В Мукдене остались у меня друзья. Настоящие. Чего-чего, а друзьями меня судьба не обидела. Взять хотя бы подшефных китайских хлопцев, которых я обучал тонкостям ГСМ. Они величали меня «гэгэ» (старшим братом), хотя многие по возрасту были значительно старше. Учились они на совесть. Ко мне относились прямо-таки с нежностью. Чтобы сделать мне приятное, выучили на русском языке «Катюшу».

Это было, когда на наш аэродром перегнали МиГ-15, новенькие машины. Когда и где научили китайских парней летать на реактивных истребителях, не скажу, так как не знаю. Я числился в СКОГА (советско-китайском обществе гражданской авиации), вроде нашего Аэрофлота, и отвечал за топливо винтомоторных пассажирских самолетов. Часть моих учеников забрали в военную авиацию на обслуживание МиГов, по этому поводу и устроили прощальный ужин. Съездили на «газике» в город к «Чурину». Была такая солидная фирма русского купца. Купили пива, сладостей, колбасы… Дома приготовили рис, пампушки. Устроили проводы. И вот когда сели за стол, хлопцы запели «Катюшу»…
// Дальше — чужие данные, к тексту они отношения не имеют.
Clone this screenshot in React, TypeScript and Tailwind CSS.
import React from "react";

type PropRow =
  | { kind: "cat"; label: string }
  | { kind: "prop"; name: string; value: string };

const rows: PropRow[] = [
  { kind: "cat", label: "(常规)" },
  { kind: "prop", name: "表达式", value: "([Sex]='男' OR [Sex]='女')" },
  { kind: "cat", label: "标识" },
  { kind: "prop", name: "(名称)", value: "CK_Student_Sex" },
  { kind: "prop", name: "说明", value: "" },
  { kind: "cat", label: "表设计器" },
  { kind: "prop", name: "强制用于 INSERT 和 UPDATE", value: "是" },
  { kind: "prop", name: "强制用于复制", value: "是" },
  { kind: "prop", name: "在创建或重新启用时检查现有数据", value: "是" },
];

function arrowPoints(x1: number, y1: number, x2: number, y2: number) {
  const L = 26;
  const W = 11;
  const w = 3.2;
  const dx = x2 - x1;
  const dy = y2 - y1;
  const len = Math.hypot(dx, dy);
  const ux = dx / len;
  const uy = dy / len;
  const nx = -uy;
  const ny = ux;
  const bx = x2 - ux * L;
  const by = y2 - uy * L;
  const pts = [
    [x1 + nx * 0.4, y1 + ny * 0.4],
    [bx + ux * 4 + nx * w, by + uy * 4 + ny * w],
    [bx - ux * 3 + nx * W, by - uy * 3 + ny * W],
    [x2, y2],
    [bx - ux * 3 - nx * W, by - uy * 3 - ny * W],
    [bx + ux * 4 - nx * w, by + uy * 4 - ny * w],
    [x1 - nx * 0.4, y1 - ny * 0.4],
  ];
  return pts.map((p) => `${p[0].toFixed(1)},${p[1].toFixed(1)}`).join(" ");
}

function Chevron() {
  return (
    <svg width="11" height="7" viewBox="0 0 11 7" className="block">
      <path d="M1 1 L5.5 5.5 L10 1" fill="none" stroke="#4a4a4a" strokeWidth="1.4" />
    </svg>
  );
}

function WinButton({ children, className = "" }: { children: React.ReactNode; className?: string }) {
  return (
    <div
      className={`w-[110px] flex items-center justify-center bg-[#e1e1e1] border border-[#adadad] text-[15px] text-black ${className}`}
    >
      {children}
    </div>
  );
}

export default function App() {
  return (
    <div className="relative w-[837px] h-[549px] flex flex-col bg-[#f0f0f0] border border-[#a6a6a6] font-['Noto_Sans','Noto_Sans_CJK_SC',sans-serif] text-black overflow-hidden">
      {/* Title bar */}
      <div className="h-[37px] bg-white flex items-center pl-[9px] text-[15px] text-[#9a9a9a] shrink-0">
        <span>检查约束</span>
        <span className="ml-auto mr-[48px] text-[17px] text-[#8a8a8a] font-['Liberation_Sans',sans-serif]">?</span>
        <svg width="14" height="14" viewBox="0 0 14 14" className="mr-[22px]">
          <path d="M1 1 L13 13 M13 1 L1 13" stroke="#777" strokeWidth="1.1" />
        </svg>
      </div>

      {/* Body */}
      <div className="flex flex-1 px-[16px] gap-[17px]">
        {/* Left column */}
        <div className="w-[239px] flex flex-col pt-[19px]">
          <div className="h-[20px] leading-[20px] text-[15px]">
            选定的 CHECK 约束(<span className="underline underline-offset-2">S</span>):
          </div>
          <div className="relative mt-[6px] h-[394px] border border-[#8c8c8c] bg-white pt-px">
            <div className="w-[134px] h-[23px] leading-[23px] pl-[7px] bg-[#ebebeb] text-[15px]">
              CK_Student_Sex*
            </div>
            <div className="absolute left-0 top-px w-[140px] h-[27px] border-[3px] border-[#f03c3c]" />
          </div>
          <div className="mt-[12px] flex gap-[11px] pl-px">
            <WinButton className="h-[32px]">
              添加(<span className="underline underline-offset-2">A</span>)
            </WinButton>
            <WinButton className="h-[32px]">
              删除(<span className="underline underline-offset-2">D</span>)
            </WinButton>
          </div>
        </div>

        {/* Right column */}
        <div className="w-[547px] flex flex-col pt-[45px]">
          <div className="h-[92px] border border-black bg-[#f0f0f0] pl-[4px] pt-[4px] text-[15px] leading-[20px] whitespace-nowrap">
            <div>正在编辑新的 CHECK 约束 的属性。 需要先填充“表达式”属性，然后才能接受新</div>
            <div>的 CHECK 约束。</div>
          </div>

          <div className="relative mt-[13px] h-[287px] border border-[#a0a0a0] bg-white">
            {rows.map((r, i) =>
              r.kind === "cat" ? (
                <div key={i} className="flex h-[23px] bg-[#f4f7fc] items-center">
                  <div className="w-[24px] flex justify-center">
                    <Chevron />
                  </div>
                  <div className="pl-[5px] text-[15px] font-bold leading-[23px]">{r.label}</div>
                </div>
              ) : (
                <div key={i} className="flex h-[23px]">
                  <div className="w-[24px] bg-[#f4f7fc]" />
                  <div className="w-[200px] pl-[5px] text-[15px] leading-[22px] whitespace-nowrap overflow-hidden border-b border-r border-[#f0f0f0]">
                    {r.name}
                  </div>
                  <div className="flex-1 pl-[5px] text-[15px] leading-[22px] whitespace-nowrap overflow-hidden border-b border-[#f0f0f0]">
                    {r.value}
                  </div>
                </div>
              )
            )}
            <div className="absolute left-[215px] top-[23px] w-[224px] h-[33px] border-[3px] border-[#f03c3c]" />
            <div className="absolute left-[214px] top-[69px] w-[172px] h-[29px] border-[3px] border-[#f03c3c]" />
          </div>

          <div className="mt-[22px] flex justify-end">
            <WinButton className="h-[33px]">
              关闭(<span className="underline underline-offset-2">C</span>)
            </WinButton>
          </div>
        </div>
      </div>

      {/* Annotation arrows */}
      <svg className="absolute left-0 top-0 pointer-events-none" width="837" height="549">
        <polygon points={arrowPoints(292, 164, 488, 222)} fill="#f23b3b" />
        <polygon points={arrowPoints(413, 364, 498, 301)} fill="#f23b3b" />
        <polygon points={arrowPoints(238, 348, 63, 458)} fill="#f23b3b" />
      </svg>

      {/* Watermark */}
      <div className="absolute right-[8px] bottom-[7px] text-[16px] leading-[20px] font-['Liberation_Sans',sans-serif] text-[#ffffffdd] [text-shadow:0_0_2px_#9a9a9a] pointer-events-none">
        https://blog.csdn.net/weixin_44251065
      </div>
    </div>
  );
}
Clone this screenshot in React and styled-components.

Теперь представьте себе плато, покрытое слоем серого лёсса толщиной в несколько сот метров. И на этом плато узкую, извилистую щель. Щель промыла река, названная Желтой по цвету воды. В этой щели лежит город, куда я попал, распрощавшись с Мукденом.

Лежит город километра на два, на три выше уровня моря. Сам он довольно симпатичный. В центре, разумеется, старая крепость, есть бывшая резиденция бывшего правителя. Обязательно Торговая улица. Городской парк. Среди деревьев там и сям торчат остроконечные крыши пагод бывшего буддийского монастыря.

Была ранняя весна, и в парке еще не появились навесы из дерюжек. Под такими навесами любители вечерних закатов не спеша пьют чай или лимонад в бутылках из-под кока-колы, задумчиво курят сигареты и слушают нежную игру на хуцине какого-нибудь участника художественной самодеятельности.